Art. 77 Kodeksu Wykroczeń stanowi cyt. ”Kto nie zachowuje zwykłych lub nakazanych środków ostrożności przy trzymaniu zwierzęcia, podlega karze grzywny do 200 zł albo karze nagany.” Zatem - niech każdy posiadacz psa zinterpretuje sobie ten przepis wedle swojego zachowania.
- Okres letni sprawia, że w parkach, skwerach i placach zabaw przebywa więcej dzieci, i w związku z tym należy zwrócić większą uwagę na to, co robią nasze czworonogi podczas spacerów w tych miejscach. Interweniujący strażnicy, spotykają się też często z interpretacją niewłaściwego zachowania, tłumaczeniem właścicieli psów, że panują nad nimi gdyż mają kontakt wzrokowy, a tak w ogóle to „on/ona” jeszcze w życiu nikogo nie ugryzł/a. Zadajmy jednak pytanie tak postępującym, jak będą się czuć i zachowywać w analogicznej sytuacji, kiedy to nieznany i do tego jeszcze duży pies podbiegnie do nich. Czy potrafią przewidzieć jego zachowanie?, a w ekstremalnej sytuacji czy mogą liczyć na pomoc właściciela znajdującego się gdzieś w oddali?
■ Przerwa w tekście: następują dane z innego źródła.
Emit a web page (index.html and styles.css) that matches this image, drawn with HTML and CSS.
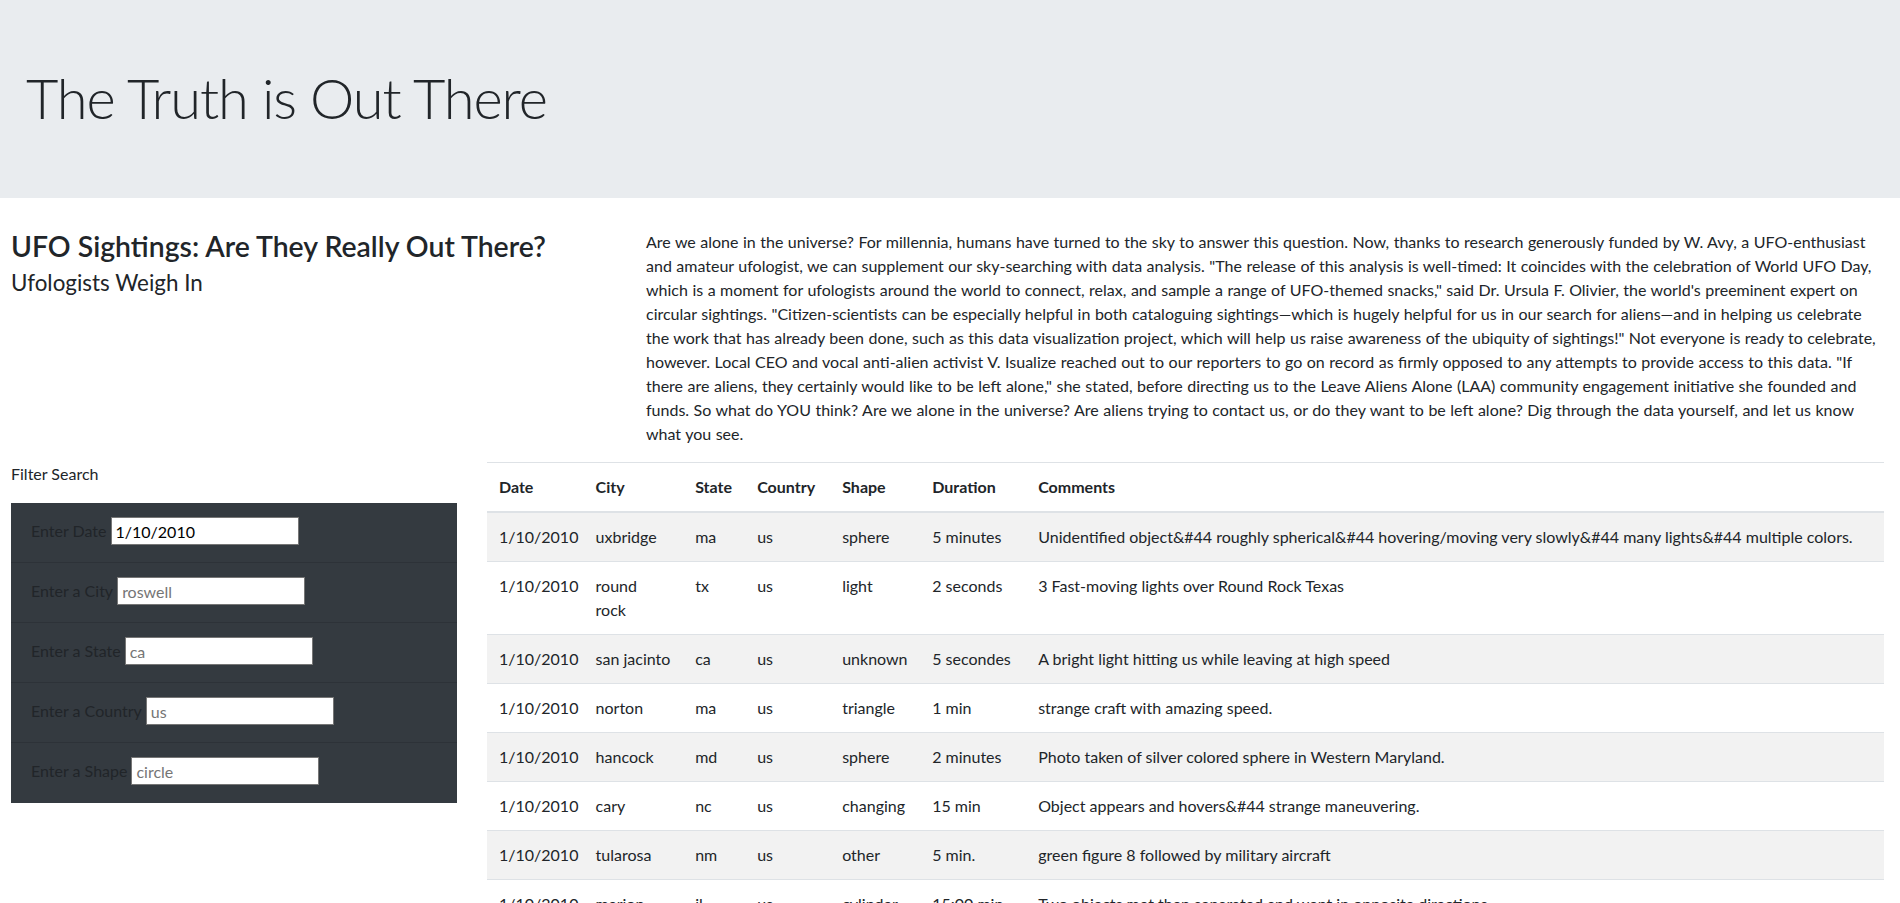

Często również interweniujemy w sytuacjach kiedy to pies prowadzony w sposób prawidłowy zostaje zaatakowany przez innego, biegającego psa. Straż Miejska informuje, że w takich przypadkach jest to wykroczenie i prócz potencjalnych sankcji ma zastosowanie również postępowanie z powództwa cywilnego (za poniesione szkody).
Wspomniany okres letni, okres urlopów i wyjazdów sprzyja również sytuacjom, kiedy to właściciele psów, chcąc uwolnić się od „ukochanego zwierzaka”, porzucają go lub w bardziej drastyczny sposób przywiązują np. do drzewa. Na zakończenie refleksja, takie postępowanie zakwalifikowane jest już jako przestępstwo ścigane z urzędu przez policję i karane z całą surowością prawa, przewidzianego za taki czyn – wyznaje Marek Fiłonowicz.